• _OBJECTIVE_
Print exactly the lines from the first one down to the line that contains "Eye, CircleCheckBig, ChevronDown", both included, and skip the pictures.

● ● ● ●

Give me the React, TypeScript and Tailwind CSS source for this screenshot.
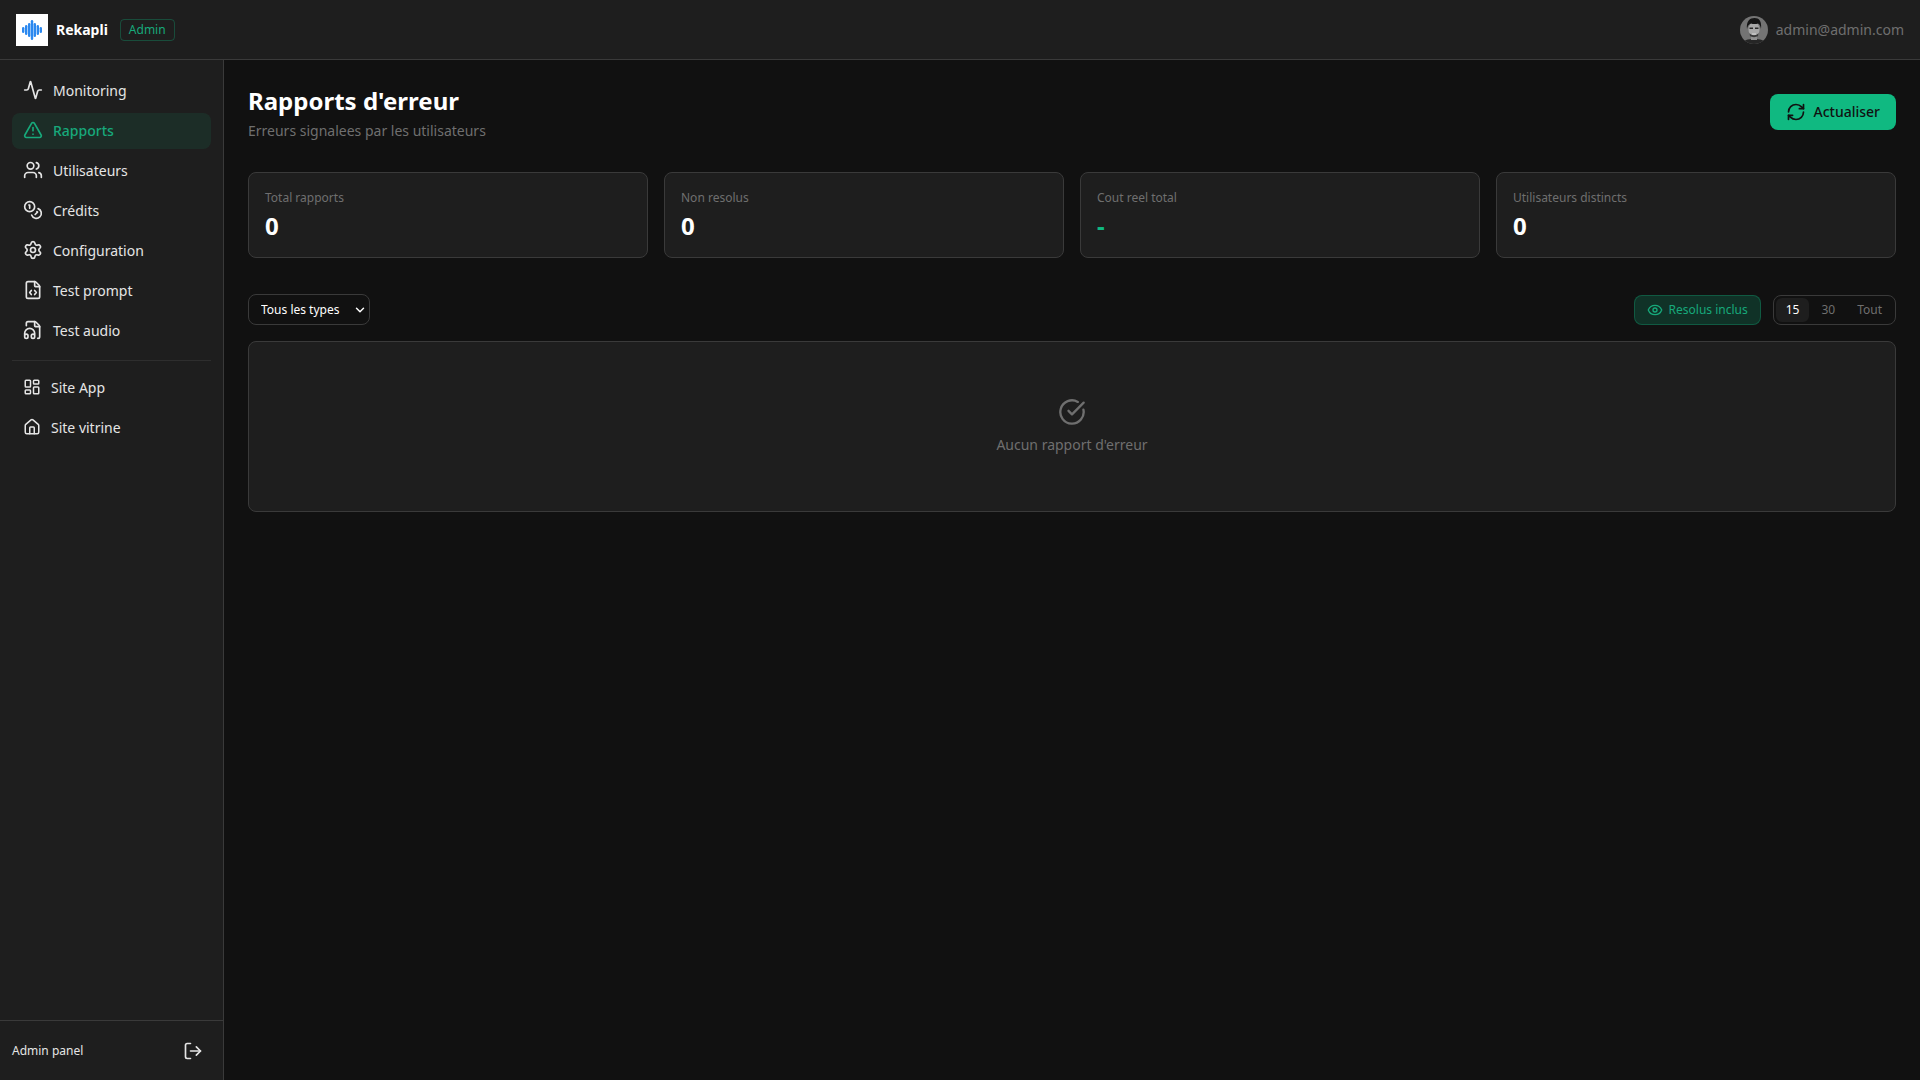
import { Activity, TriangleAlert, Users, Coins, Settings, FileCode, FileHeadphone, LayoutDashboard, House, LogOut, RefreshCw, Eye, CircleCheckBig, ChevronDown } from "lucide-react";

const NAV_MAIN = [
  { label: "Monitoring", icon: Activity },
  { label: "Rapports", icon: TriangleAlert, active: true },
  { label: "Utilisateurs", icon: Users },
  { label: "Crédits", icon: Coins },
  { label: "Configuration", icon: Settings },
  { label: "Test prompt", icon: FileCode },
  { label: "Test audio", icon: FileHeadphone },
];

const NAV_SITES = [
  { label: "Site App", icon: LayoutDashboard },
  { label: "Site vitrine", icon: House },
];

const STATS = [
  { label: "Total rapports", value: "0" },
  { label: "Non resolus", value: "0" },
  { label: "Cout reel total", value: "-", accent: true },
  { label: "Utilisateurs distincts", value: "0" },
];

function Logo() {
  return (
    <div className="w-8 h-8 bg-white flex items-center justify-center shrink-0">
      <svg viewBox="0 0 32 32" className="w-8 h-8" fill="#2b88ef">
        <rect x="6" y="13" width="2.4" height="6" rx="1.2" />
        <rect x="9" y="11" width="2.400" height="10" rx="1.2" />
        <rect x="12" y="9" width="2.400" height="14" rx="1.2" />
        <rect x="14.800" y="6" width="2.400" height="20" rx="1.2" />
        <rect x="17.600" y="9" width="2.400" height="14" rx="1.2" />
        <rect x="20.600" y="11" width="2.400" height="10" rx="1.2" />
        <rect x="23.600" y="13" width="2.400" height="6" rx="1.2" />
      </svg>
    </div>
  );
}

function Avatar() {
  return (
    <svg viewBox="0 0 28 28" className="w-7 h-7 rounded-full shrink-0">
      <rect width="28" height="28" fill="#747474" />
      <path d="M2 28c1-4 6-5 12-5s11 1 12 5z" fill="#262626" />
      <rect x="11" y="18" width="6" height="6" fill="#8f8f8f" />
      <ellipse cx="14" cy="13.500" rx="5.500" ry="7.500" fill="#a8a8a8" />
      <path d="M7 13C6 5 10 2 14.500 2S22 5 21 13c-.5-3-1.500-5-3-5.500-2 .8-5 .8-7 0C9 8 7.500 10 7 13z" fill="#161616" />
      <rect x="9.500" y="11.500" width="3.500" height="1.500" fill="#2a2a2a" />
      <rect x="15" y="11.500" width="3.500" height="1.500" fill="#2a2a2a" />
      <path d="M9.500 17c2 3 7 3 9 0l-.5 3c-2 1.500-6 1.500-8 0z" fill="#3a3a3a" />
      <rect x="12" y="17.500" width="4" height="1" fill="#d8d8d8" />
    </svg>
  );
}

export default function App() {
  return (
    <div className="h-screen flex flex-col bg-[#111111] text-white overflow-hidden font-['Noto_Sans',sans-serif]">
      {/* Top bar */}
      <header className="h-[60px] shrink-0 bg-[#1e1e1e] border-b border-[#3a3a3a] flex items-center justify-between pl-4 pr-[16px]">
        <div className="flex items-center">
          <Logo />
          <span className="ml-2 text-sm font-bold">Rekapli</span>
          <span className="ml-3 px-2 h-[22px] flex items-center rounded border border-[#10b981]/30 text-[#17a97b] text-xs">Admin</span>
        </div>
        <div className="flex items-center gap-2">
          <Avatar />
          <span className="text-sm text-[#6f6f6f]">admin@admin.com</span>
        </div>
      </header>

      <div className="flex-1 flex min-h-0">
        {/* Sidebar */}
        <aside className="w-56 shrink-0 bg-[#1e1e1e] border-r border-[#3a3a3a] flex flex-col">
          <nav className="flex-1 px-3 pt-[13px]">
            <div className="flex flex-col gap-1">
              {NAV_MAIN.map((item) => (
                <a
                  key={item.label}
                  className={`h-9 flex items-center gap-2.5 pl-[11px] pr-3 rounded-lg text-sm ${item.active ? "bg-[#10b981]/10 text-[#17a97b] font-medium" : "text-[#e5e5e5]"}`}
                >
                  <item.icon className="w-5 h-5 shrink-0 -mt-0.5" strokeWidth={2} />
                  {item.label}
                </a>
              ))}
            </div>
            <div className="mt-[11px] mb-[9px] border-t border-[#2e2e2e]" />
            <div className="flex flex-col gap-1">
              {NAV_SITES.map((item) => (
                <a key={item.label} className="h-9 flex items-center gap-2.5 pl-[11px] pr-3 rounded-lg text-sm text-[#e5e5e5]">
                  <item.icon className="w-[18px] h-[18px] shrink-0 -mt-0.5" strokeWidth={2} />
                  {item.label}
                </a>
              ))}
            </div>
          </nav>
          <div className="h-[60px] shrink-0 border-t border-[#3a3a3a] flex items-center justify-between pl-3 pr-5">
            <span className="text-xs text-[#e5e5e5]">Admin panel</span>
            <LogOut className="w-5 h-5 text-[#e5e5e5]" strokeWidth={2} />
          </div>
        </aside>

        {/* Main */}
        <main className="flex-1 min-w-0 px-6 pt-[25px]">
          <div className="flex items-start justify-between h-[67px]">
            <div>
              <h1 className="text-2xl font-bold leading-8">Rapports d'erreur</h1>
              <p className="text-sm text-[#6f6f6f] mt-1">Erreurs signalees par les utilisateurs</p>
            </div>
            <button className="mt-[9px] h-9 px-4 flex items-center gap-[7px] rounded-lg bg-[#10b981] text-[#111111] text-sm font-medium">
              <RefreshCw className="w-5 h-5" strokeWidth={2} />
              Actualiser
            </button>
          </div>

          <div className="grid grid-cols-4 gap-4 mt-5">
            {STATS.map((s) => (
              <div key={s.label} className="h-[86px] bg-[#1e1e1e] border border-[#3a3a3a] rounded-lg px-4 pt-[17px]">
                <div className="text-xs text-[#6f6f6f] leading-4">{s.label}</div>
                <div className={`mt-1 text-2xl font-bold leading-8 ${s.accent ? "text-[#10b981]" : "text-white"}`}>{s.value}</div>
              </div>
            ))}
          </div>

          <div className="flex items-center justify-between mt-9">
            <div className="relative">
              <select className="block h-[31px] w-[122px] pl-3 pr-5 appearance-none bg-[#111111] border border-[#3a3a3a] rounded-lg text-xs text-white outline-none">
                <option>Tous les types</option>
              </select>
              <ChevronDown className="absolute right-[3px] top-[9px] w-3.5 h-3.5 text-white pointer-events-none" strokeWidth={2.5} />
            </div>
            <div className="flex items-center gap-3">
              <button className="h-[30px] w-[127px] justify-center flex items-center gap-1.5 rounded-lg border border-[#10b981]/30 bg-[#10b981]/20 text-[#17a97b] text-xs">
                <Eye className="w-4 h-4" strokeWidth={2} />
                Resolus inclus
              </button>
              <div className="h-[30px] flex items-center gap-0.5 pl-0.5 pr-[3px] py-0.5 rounded-lg border border-[#3a3a3a] text-xs">
                <span className="h-6 px-2.5 flex items-center rounded-md bg-[#1e1e1e] text-white">15</span>
                <span className="h-6 px-2.5 flex items-center text-[#6f6f6f]">30</span>
                <span className="h-6 px-2.5 flex items-center text-[#6f6f6f]">Tout</span>
              </div>
            </div>
          </div>

          <div className="h-[171px] mt-4 pb-px bg-[#1e1e1e] border border-[#3a3a3a] rounded-lg flex flex-col items-center justify-center">
            <CircleCheckBig className="w-7 h-7 text-[#6f6f6f]" strokeWidth={2} />
            <p className="text-sm text-[#6f6f6f] mt-[9px]">Aucun rapport d'erreur</p>
          </div>
        </main>
      </div>
    </div>
  );
}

● ● ● ●

• _SOLUTION_
Give me the React, TypeScript and Tailwind CSS source for this screenshot.
import { Activity, TriangleAlert, Users, Coins, Settings, FileCode, FileHeadphone, LayoutDashboard, House, LogOut, RefreshCw, Eye, CircleCheckBig, ChevronDown } from "lucide-react";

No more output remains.